Find three polynomials whose squares sum up to $x^4 + y^4 + x^2 + y^2$

Prove that $$p(x,y) = x^4 + y^4 + x^2 + y^2$$ can be written as a sum of squares of three polynomials over $x,y$ for real numbers.

$(\sqrt{2\sqrt{2}-2}y^2+x)^2 + (-\sqrt{2\sqrt{2}-2}xy + y)^2 + (x^2 + (1-\sqrt{2})y^2)^2 = x^4+y^4+x^2+y^2$.

In fact, there are many other solutions by using brute force, as suggested by Will Jagy in the comments.

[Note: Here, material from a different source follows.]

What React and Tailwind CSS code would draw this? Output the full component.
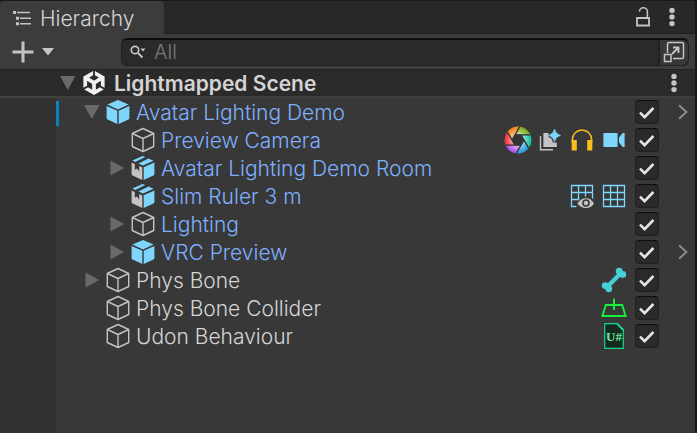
import React from "react";
import { SiUnity } from "react-icons/si";

function Fold({ open }) {
  return (
    <svg viewBox="0 0 16 16" className="h-4 w-4" fill="#6a6a6a" aria-hidden="true">
      {open ? <path d="M0 1H15.5L7.8 15Z" /> : <path d="M1.5 .5V15.5L15 8Z" />}
    </svg>
  );
}

function Cube({ solid }) {
  return (
    <svg viewBox="0 0 24 26" className="h-[26px] w-6 shrink-0" aria-hidden="true">
      {solid ? (
        <g fill="#7fd6fd">
          <path d="M12 1L22.6 5.6L12 10.4L1.4 5.6Z" />
          <path d="M.6 7L11.3 11.8V25L1.6 20.6Q.6 20.2 .6 19.2Z" />
          <path d="M23.4 7L12.7 11.8V25L22.4 20.6Q23.4 20.2 23.4 19.2Z" />
        </g>
      ) : (
        <g fill="none" stroke="#c4c4c4" strokeWidth="1.4" strokeLinejoin="round">
          <path d="M12 1.5L22.7 6.5V19.5L12 24.5L1.3 19.5V6.5Z" />
          <path d="M1.3 6.5L12 11.5L22.7 6.5M12 11.5V24.5" />
        </g>
      )}
    </svg>
  );
}

function ModelCube() {
  return (
    <svg viewBox="0 0 24 26" className="h-[26px] w-6 shrink-0" aria-hidden="true">
      <path d="M.6 7.6L3.8 9V14.8L6 13.4L8.2 16.4V11L11.3 12.4V25L1.6 20.6Q.6 20.2 .6 19.2Z" fill="#c4c4c4" />
      <g fill="#7fd6fd">
        <path d="M12.7 12.2L23.4 7.4V19.2Q23.4 20.2 22.4 20.6L12.7 25Z" />
        <path d="M1.4 5.6L11.6 1L14.2 2.1L4.2 7Z" />
        <path d="M7.4 8.4L17.4 3.4L22.6 5.8L12 10.6Z" />
      </g>
    </svg>
  );
}

const blades = [
  ["#f28a1e", "rotate(0 14 14)"],
  ["#84b02a", "rotate(60 14 14)"],
  ["#1fc4a6", "rotate(120 14 14)"],
  ["#2f9fe0", "rotate(180 14 14)"],
  ["#b657f0", "rotate(240 14 14)"],
  ["#ef3b45", "rotate(300 14 14)"],
];

function Aperture() {
  return (
    <svg viewBox="0 0 28 28" className="h-7 w-7" aria-hidden="true">
      <defs>
        <clipPath id="disc"><circle cx="14" cy="14" r="13.4" /></clipPath>
        <radialGradient id="sheen" gradientUnits="userSpaceOnUse" cx="14" cy="14" r="13.4">
          <stop offset="0.35" stopColor="#fff" stopOpacity="0.6" />
          <stop offset="0.9" stopColor="#fff" stopOpacity="0" />
        </radialGradient>
      </defs>
      <g clipPath="url(#disc)">
        {blades.map(([color, turn]) => (
          <path key={color} d="M8 14L-2 -3.3H18Z" fill={color} transform={turn} />
        ))}
        <circle cx="14" cy="14" r="13.4" fill="url(#sheen)" />
        {blades.map(([color, turn]) => (
          <path key={color} d="M8 14L18 -3.3" stroke="#303030" strokeWidth="1.3" transform={turn} />
        ))}
      </g>
      <path d="M11 8.8H17L20 14L17 19.2H11L8 14Z" fill="#353535" />
    </svg>
  );
}

function Probe() {
  return (
    <svg viewBox="0 0 22 22" className="h-[22px] w-[22px]" aria-hidden="true">
      <path d="M1.5 7V20.8H14" fill="none" stroke="#c4c4c4" strokeWidth="1.4" />
      <path d="M4.4 4H9.5V8L12.4 9.4L14 13.6H17.8V18H4.4Z" fill="#c4c4c4" />
      <path d="M15.5 0Q16.6 5.2 21.6 6.4Q16.6 7.6 15.5 12.6Q14.4 7.6 9.6 6.4Q14.4 5.2 15.5 0Z" fill="#7fd6fd" stroke="#7fd6fd" strokeWidth=".6" />
    </svg>
  );
}

function Headphones() {
  return (
    <svg viewBox="0 0 22 22" className="h-[22px] w-[22px]" aria-hidden="true">
      <path d="M1.4 14V10.5A9.6 9.6 0 0 1 20.6 10.5V14" fill="none" stroke="#fbc01d" strokeWidth="1.5" />
      <path d="M.7 11H5.8V21.6H.7ZM16.2 11H21.3V21.6H16.2Z" fill="#fbc01d" />
    </svg>
  );
}

function VideoCamera() {
  return (
    <svg viewBox="0 0 22 22" className="h-[22px] w-[22px]" aria-hidden="true">
      <rect x="0.4" y="4" width="14.2" height="14" rx="1" fill="#7fd6fd" />
      <path d="M16 8.4L19.8 4H21.6V18H19.8L16 13.6Z" fill="#7fd6fd" />
    </svg>
  );
}

function Grid({ eye }) {
  return (
    <svg viewBox="0 0 24 24" className="h-6 w-6" aria-hidden="true">
      <path d="M1.5 1.5H22.5V22.5H1.5ZM8.5 1.5V22.5M15.5 1.5V22.5M1.5 8.5H22.5M1.5 15.5H22.5" fill="none" stroke="#7fd6fd" strokeWidth="1.3" />
      {eye && (
        <>
          <path d="M6.4 19.5Q10 12.6 16 12.6T24 16.5V24H6.4Z" fill="#383838" />
          <path d="M7.4 19.4Q11 14.2 16 14.2T24 19.4Q21 24 16 24T7.4 19.4Z" fill="#c4c4c4" />
          <circle cx="16" cy="19" r="3.8" fill="#383838" />
          <circle cx="16" cy="19" r="2.2" fill="#c4c4c4" />
        </>
      )}
    </svg>
  );
}

function Bone() {
  return (
    <svg viewBox="0 0 26 26" className="h-[26px] w-[26px]" fill="#45d0d8" aria-hidden="true">
      <path d="M7 19L19 7" stroke="#45d0d8" strokeWidth="4.2" />
      <circle cx="4.2" cy="18.6" r="3.4" />
      <circle cx="7.8" cy="21.8" r="3.4" />
      <circle cx="18.2" cy="4.2" r="3.4" />
      <circle cx="21.8" cy="7.4" r="3.4" />
    </svg>
  );
}

function ContactPlane() {
  return (
    <svg viewBox="0 0 26 20" className="h-5 w-[26px]" aria-hidden="true">
      <path d="M4.8 7H21.2L24.6 18H1.4ZM13 .5V12" fill="none" stroke="#14f03c" strokeWidth="1.9" />
    </svg>
  );
}

function UdonScript() {
  return (
    <svg viewBox="0 0 20 26" className="h-[26px] w-5" aria-hidden="true">
      <path d="M.7 .7H13L19.3 7V25.3H.7Z" fill="#152a1e" stroke="#12d992" strokeWidth="1.2" />
      <path d="M13 .7L19.3 7" stroke="#12d992" strokeWidth="1.8" />
      <text x="10" y="18" textAnchor="middle" fill="#74e6a4" className="font-['Liberation_Serif',serif] text-[13px] font-bold">U#</text>
    </svg>
  );
}

const rows = [
  { name: "Avatar Lighting Demo", icon: "solid", depth: 0, open: true, fold: true, prefab: true, enter: true, changed: true },
  { name: "Preview Camera", icon: "outline", depth: 1, prefab: true, parts: "camera" },
  { name: "Avatar Lighting Demo Room", icon: "model", depth: 1, fold: true, prefab: true },
  { name: "Slim Ruler 3 m", icon: "model", depth: 1, prefab: true, parts: "grids" },
  { name: "Lighting", icon: "outline", depth: 1, fold: true, prefab: true },
  { name: "VRC Preview", icon: "solid", depth: 1, fold: true, prefab: true, enter: true },
  { name: "Phys Bone", icon: "outline", depth: 0, fold: true, parts: "bone" },
  { name: "Phys Bone Collider", icon: "outline", depth: 0, parts: "plane" },
  { name: "Udon Behaviour", icon: "outline", depth: 0, parts: "udon" },
];

function Slot({ children }) {
  return <span className="flex w-8 items-center justify-center">{children}</span>;
}

function Parts({ kind }) {
  if (kind === "camera")
    return (<><Slot><Aperture /></Slot><Slot><Probe /></Slot><Slot><Headphones /></Slot><Slot><VideoCamera /></Slot></>);
  if (kind === "grids") return (<><Slot><Grid eye /></Slot><Slot><Grid /></Slot></>);
  if (kind === "bone") return <Slot><Bone /></Slot>;
  if (kind === "plane") return <Slot><ContactPlane /></Slot>;
  if (kind === "udon") return <Slot><UdonScript /></Slot>;
  return null;
}

function Row({ row }) {
  return (
    <li className="flex h-7">
      <span className={row.changed ? "mt-[3px] w-[3px] bg-[#0f80be]" : "w-[3px]"} />
      <div className={row.depth ? "flex min-w-0 flex-1 items-center pl-[50px]" : "flex min-w-0 flex-1 items-center pl-[25px]"}>
        {row.fold ? (
          <button type="button" aria-label={"Toggle " + row.name} className="flex w-[22px] shrink-0"><Fold open={row.open} /></button>
        ) : (
          <span className="w-[22px] shrink-0" />
        )}
        {row.icon === "model" ? <ModelCube /> : <Cube solid={row.icon === "solid"} />}
        <span className={row.prefab ? "truncate pt-0.5 pl-[6px] text-[#7fb0ff]" : "truncate pt-0.5 pl-[6px] text-[#d4d4d4]"}>{row.name}</span>
      </div>
      <div className="flex shrink-0 items-center">
        <Parts kind={row.parts} />
        <label className="relative ml-[5px] flex">
          <input type="checkbox" defaultChecked aria-label={row.name + " active"} className="peer h-6 w-6 appearance-none rounded-[4px] border border-[#202020] border-t-[#0d0d0d] bg-[#2a2a2a]" />
          <svg viewBox="0 0 24 24" className="pointer-events-none absolute inset-0 hidden h-6 w-6 peer-checked:block" aria-hidden="true">
            <path d="M5 12.6L9.6 17.2L18.4 8" fill="none" stroke="#e6e6e6" strokeWidth="2.6" />
          </svg>
        </label>
        <span className="flex w-9 justify-end pr-[7px]">
          {row.enter && (
            <button type="button" aria-label={"Open " + row.name}>
              <svg viewBox="0 0 10 16" className="h-4 w-[10px]" aria-hidden="true"><path d="M1 1.2L8.4 8L1 14.8" fill="none" stroke="#8a8a8a" strokeWidth="2" /></svg>
            </button>
          )}
        </span>
      </div>
    </li>
  );
}

function Dots() {
  return (
    <svg viewBox="0 0 6 20" className="h-5 w-[6px]" fill="#c4c4c4" aria-hidden="true">
      <circle cx="3" cy="3.4" r="2.7" /><circle cx="3" cy="10" r="2.7" /><circle cx="3" cy="16.6" r="2.7" />
    </svg>
  );
}

export default function App() {
  return (
    <main className="flex min-h-screen flex-col border-r-2 border-[#191919] bg-[#383838] font-['Inter','Noto_Sans',sans-serif] text-[21px] leading-7 font-[350] text-[#d4d4d4]">
      <header className="flex h-[34px] items-stretch border-t border-[#191919] bg-[#282828]">
        <div className="flex w-[164px] items-center rounded-t-[4px] bg-[#3c3c3c] pl-3">
          <svg viewBox="0 0 20 16" className="h-4 w-5" stroke="#c4c4c4" strokeWidth="1.5" fill="none" aria-hidden="true">
            <path d="M5 2.5H18M8 8.2H19M8 13.8H19" />
            <path d="M1 2.5H4M4 8.2H7M4 13.8H7" strokeWidth="3" />
          </svg>
          <h1 className="pt-0.5 pl-2">Hierarchy</h1>
        </div>
        <div className="flex flex-1 items-center justify-end gap-[19px] border-b border-[#202020] pr-5">
          <button type="button" aria-label="Lock">
            <svg viewBox="0 0 14 20" className="h-5 w-[14px]" fill="none" stroke="#c4c4c4" aria-hidden="true">
              <path d="M1 11H13V18.5H1Z" strokeWidth="1.8" /><path d="M3.4 4.6A3.8 3.8 0 0 1 11.4 5V11" strokeWidth="1.6" />
            </svg>
          </button>
          <button type="button" aria-label="Window menu"><Dots /></button>
        </div>
      </header>
      <div className="flex h-9 items-center border-b border-[#232323] bg-[#3c3c3c] pr-[6px] pl-3">
        <button type="button" aria-label="Add" className="flex items-center gap-2">
          <svg viewBox="0 0 22 22" className="h-[22px] w-[22px]" aria-hidden="true"><path d="M11 .5V21.5M.5 11H21.5" stroke="#c4c4c4" strokeWidth="3" /></svg>
          <svg viewBox="0 0 12 8" className="h-2 w-3" fill="#c4c4c4" aria-hidden="true"><path d="M0 0H12L6 7.5Z" /></svg>
        </button>
        <label className="ml-[67px] flex h-7 min-w-0 flex-1 items-center rounded-[6px] border border-[#202020] border-t-2 border-t-[#0d0d0d] bg-[#2a2a2a] pl-2">
          <svg viewBox="0 0 16 14" className="h-[14px] w-4 shrink-0" fill="none" stroke="#c4c4c4" aria-hidden="true">
            <circle cx="5" cy="5" r="3.7" strokeWidth="1.7" /><path d="M7.6 7.6L12.5 12.5" strokeWidth="2" /><path d="M10.5 3.5H15.5L13 6.5Z" fill="#c4c4c4" stroke="none" />
          </svg>
          <input type="text" placeholder="All" aria-label="Search" className="ml-2 min-w-0 flex-1 bg-transparent text-[20px] outline-none placeholder:text-[#7c7c7c]" />
          <button type="button" aria-label="Open search window" className="flex h-full items-center rounded-r-[6px] border-l-2 border-[#222222] bg-[#383838] px-[3px]">
            <svg viewBox="0 0 22 22" className="h-[22px] w-[22px]" fill="none" stroke="#c4c4c4" strokeWidth="1.5" aria-hidden="true">
              <path d="M4.5 12V3Q4.5 1.5 6 1.5H19Q20.5 1.5 20.5 3V16Q20.5 17.5 19 17.5H10" /><path d="M1.5 13.5H8V20.5H1.5Z" /><path d="M9 13L15.5 6.5M10 6.5H15.5V12" strokeWidth="1.8" />
            </svg>
          </button>
        </label>
      </div>
      <div className="flex h-7 items-center border-b-2 border-[#404040] bg-[#2a2a2a] pr-[18px] pl-[60px]">
        <button type="button" aria-label="Toggle scene" className="flex"><Fold open /></button>
        <span className="flex pl-[6px]"><SiUnity className="h-6 w-6 text-[#f0f0f0]" aria-hidden="true" /></span>
        <h2 className="flex-1 truncate pt-0.5 pl-2 font-semibold">Lightmapped Scene</h2>
        <button type="button" aria-label="Scene menu"><Dots /></button>
      </div>
      <div className="flex flex-1">
        <div className="w-14 shrink-0 bg-[#323232]" />
        <ul className="min-w-0 flex-1">
          {rows.map((row) => <Row key={row.name} row={row} />)}
        </ul>
      </div>
    </main>
  );
}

Step 1 Let's suppose that $x^4+y^4+x^2+y^2 = \sum_{i=1}^3 (a_i x^2 + b_i xy + c_i y^2 + d_i x + e_i y)^2$. If we write $\vec{a} = (a_1,a_2,a_3)$ and so forth, we obtain the following identities by comparing coefficients:

Part (a): $x^2: \| \vec{d} \|^2 = 1$, $y^2: \| \vec{e} \|^2 = 1$, $xy: \langle \vec{d}, \vec{e} \rangle = 0$.

Part (b): $x^3: \langle \vec{a}, \vec{d} \rangle = 0$, $y^3: \langle \vec{c}, \vec{e} \rangle = 0$, $x^2y: \langle \vec{b}, \vec{d} \rangle = - \langle \vec{a}, \vec{e} \rangle$, $xy^2: \langle \vec{b} ,\vec{e} \rangle = - \langle \vec{c}, \vec{d} \rangle$.

Part (c): $x^4: \| \vec{a} \|^2 = 1$, $y^4: \| \vec{c} \|^2 = 1$, $x^2y^2: \| \vec{b} \|^2 + 2 \langle \vec{a}, \vec{c} \rangle = 0$, $x^3y: \langle \vec{b}, \vec{a} \rangle = 0$, $xy^3: \langle \vec{b}, \vec{c} \rangle = 0$.

(All inner products are standard Euclidean inner products)

Step 2 We consider an orthonormal basis of $\mathbb{R}^3$: $\vec{d}, \vec{e}, \vec{f}$. This used part (a).

Using part (b), we get

$\vec{a} = x_1 \vec{e} + y_1 \vec{f}$,

$\vec{b} = -x_1 \vec{d} - x_2 \vec{e} + y_3 \vec{f}$,

$\vec{c} = x_2 \vec{d} + y_2 \vec{f}$

for some reals $x_1,x_2,y_1,y_2,y_3$.

Step 3 Part (c) tells us that

$x_1^2 + y_1^2 = 1$, $x_2^2 + y_2^2 = 1$. (From norm of $\vec{a}, \vec{c}$ being 1.)

$y_1y_3 = x_1x_2$, $y_2y_3 = x_1x_2$ (From $\vec{b}$ perpendicular to $\vec{a}, \vec{c}$.)

$x_1^2+x_2^2+y_3^2 + 2y_1y_2 = 0$.

In the second equation, if $y_3$ is not 0, then $y_1 = y_2$, which forces $x_1 = x_2 = y_1 = y_2 = y_3 = 0$ in the third equation, contradicting the first equation.

So $y_3 = 0$, which implies $x_1x_2 = 0$. WLOG assume $x_1 = 0$, then $y_1 = \pm 1$. The third equation becomes

$0 = x_2^2 + 2y_1y_2 = 1 - y_2^2 + 2y_1y_2 = 2 - (y_2 - y_1)^2$.

So $y_2 - y_1 = \pm \sqrt{2}$. The first equation tells us that $y_1,y_2$ has norms less than 1, which implies that $y_2 = \pm (1 - \sqrt{2})$. This gives $x_2 = \pm \sqrt{2\sqrt{2} - 2}$.

To summarize, up to symmetry of $(x_1,y_1) \leftrightarrow (x_2,y_2)$, we have $x_1 = 0$, $y_1 = \pm 1$, $y_2 = \pm (1 - \sqrt{2})$ (same sign as $y_1$), $x_2 = \pm \sqrt{2\sqrt{2} - 2}$ and $y_3 = 0$.

Step 4 By picking arbitrary orthonormal basis $\vec{d}, \vec{e}, \vec{f}$, we can substitute the values for $x_1,x_2,y_1,y_2,y_3$ above to get solutions for $\vec{a}, \vec{b}, \vec{c}$. All these would give the required sum of squares decomposition. The decomposition I took above comes from choosing the standard orthonormal basis of $\mathbb{R}^3$.